---- Data extract

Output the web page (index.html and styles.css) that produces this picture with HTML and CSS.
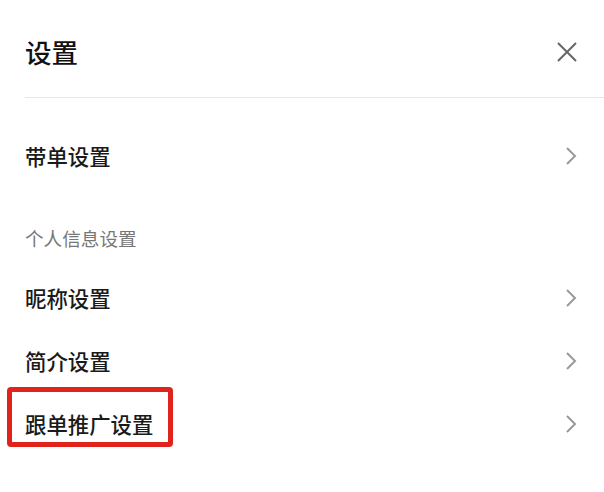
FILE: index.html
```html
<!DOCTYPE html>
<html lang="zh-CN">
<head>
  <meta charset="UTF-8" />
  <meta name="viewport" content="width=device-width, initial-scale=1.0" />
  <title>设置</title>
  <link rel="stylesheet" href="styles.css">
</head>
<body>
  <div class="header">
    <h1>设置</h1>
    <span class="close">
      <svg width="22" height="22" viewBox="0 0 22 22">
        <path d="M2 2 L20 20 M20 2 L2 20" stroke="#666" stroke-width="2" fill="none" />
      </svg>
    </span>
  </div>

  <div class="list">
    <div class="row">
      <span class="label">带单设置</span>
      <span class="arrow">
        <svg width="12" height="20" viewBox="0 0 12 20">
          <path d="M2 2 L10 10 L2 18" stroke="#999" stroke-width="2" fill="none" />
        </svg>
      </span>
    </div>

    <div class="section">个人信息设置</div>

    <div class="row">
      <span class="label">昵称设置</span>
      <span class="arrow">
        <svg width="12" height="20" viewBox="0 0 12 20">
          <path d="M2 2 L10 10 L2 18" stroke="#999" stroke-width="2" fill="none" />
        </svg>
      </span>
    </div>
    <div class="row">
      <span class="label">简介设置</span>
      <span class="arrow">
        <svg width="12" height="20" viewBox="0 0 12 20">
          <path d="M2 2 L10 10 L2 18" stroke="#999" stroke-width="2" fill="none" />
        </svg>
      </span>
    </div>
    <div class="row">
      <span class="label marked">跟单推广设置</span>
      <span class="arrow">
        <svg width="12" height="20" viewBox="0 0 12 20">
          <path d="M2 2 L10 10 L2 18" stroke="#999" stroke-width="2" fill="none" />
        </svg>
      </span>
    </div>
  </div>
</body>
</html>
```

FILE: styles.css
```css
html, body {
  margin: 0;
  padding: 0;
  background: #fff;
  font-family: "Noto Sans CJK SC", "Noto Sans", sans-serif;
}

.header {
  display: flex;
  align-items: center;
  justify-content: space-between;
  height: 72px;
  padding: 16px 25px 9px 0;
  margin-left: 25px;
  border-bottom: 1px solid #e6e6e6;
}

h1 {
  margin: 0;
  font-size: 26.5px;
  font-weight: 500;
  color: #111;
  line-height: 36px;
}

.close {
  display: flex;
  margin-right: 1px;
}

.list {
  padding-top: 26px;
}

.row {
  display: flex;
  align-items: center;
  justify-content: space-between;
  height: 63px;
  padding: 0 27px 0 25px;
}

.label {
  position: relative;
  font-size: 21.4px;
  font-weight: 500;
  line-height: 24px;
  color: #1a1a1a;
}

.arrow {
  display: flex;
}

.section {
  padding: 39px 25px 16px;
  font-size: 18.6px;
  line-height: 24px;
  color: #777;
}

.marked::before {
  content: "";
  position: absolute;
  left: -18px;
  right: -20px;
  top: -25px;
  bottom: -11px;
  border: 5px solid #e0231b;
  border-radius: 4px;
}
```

--------

§ **Your instructions**:
Repeat the material above in full and exactly, omitting the pictures.

§ **Answer to the task**:
Output the web page (index.html and styles.css) that produces this picture with HTML and CSS.
FILE: index.html
```html
<!DOCTYPE html>
<html lang="zh-CN">
<head>
  <meta charset="UTF-8" />
  <meta name="viewport" content="width=device-width, initial-scale=1.0" />
  <title>设置</title>
  <link rel="stylesheet" href="styles.css">
</head>
<body>
  <div class="header">
    <h1>设置</h1>
    <span class="close">
      <svg width="22" height="22" viewBox="0 0 22 22">
        <path d="M2 2 L20 20 M20 2 L2 20" stroke="#666" stroke-width="2" fill="none" />
      </svg>
    </span>
  </div>

  <div class="list">
    <div class="row">
      <span class="label">带单设置</span>
      <span class="arrow">
        <svg width="12" height="20" viewBox="0 0 12 20">
          <path d="M2 2 L10 10 L2 18" stroke="#999" stroke-width="2" fill="none" />
        </svg>
      </span>
    </div>

    <div class="section">个人信息设置</div>

    <div class="row">
      <span class="label">昵称设置</span>
      <span class="arrow">
        <svg width="12" height="20" viewBox="0 0 12 20">
          <path d="M2 2 L10 10 L2 18" stroke="#999" stroke-width="2" fill="none" />
        </svg>
      </span>
    </div>
    <div class="row">
      <span class="label">简介设置</span>
      <span class="arrow">
        <svg width="12" height="20" viewBox="0 0 12 20">
          <path d="M2 2 L10 10 L2 18" stroke="#999" stroke-width="2" fill="none" />
        </svg>
      </span>
    </div>
    <div class="row">
      <span class="label marked">跟单推广设置</span>
      <span class="arrow">
        <svg width="12" height="20" viewBox="0 0 12 20">
          <path d="M2 2 L10 10 L2 18" stroke="#999" stroke-width="2" fill="none" />
        </svg>
      </span>
    </div>
  </div>
</body>
</html>
```

FILE: styles.css
```css
html, body {
  margin: 0;
  padding: 0;
  background: #fff;
  font-family: "Noto Sans CJK SC", "Noto Sans", sans-serif;
}

.header {
  display: flex;
  align-items: center;
  justify-content: space-between;
  height: 72px;
  padding: 16px 25px 9px 0;
  margin-left: 25px;
  border-bottom: 1px solid #e6e6e6;
}

h1 {
  margin: 0;
  font-size: 26.5px;
  font-weight: 500;
  color: #111;
  line-height: 36px;
}

.close {
  display: flex;
  margin-right: 1px;
}

.list {
  padding-top: 26px;
}

.row {
  display: flex;
  align-items: center;
  justify-content: space-between;
  height: 63px;
  padding: 0 27px 0 25px;
}

.label {
  position: relative;
  font-size: 21.4px;
  font-weight: 500;
  line-height: 24px;
  color: #1a1a1a;
}

.arrow {
  display: flex;
}

.section {
  padding: 39px 25px 16px;
  font-size: 18.6px;
  line-height: 24px;
  color: #777;
}

.marked::before {
  content: "";
  position: absolute;
  left: -18px;
  right: -20px;
  top: -25px;
  bottom: -11px;
  border: 5px solid #e0231b;
  border-radius: 4px;
}
```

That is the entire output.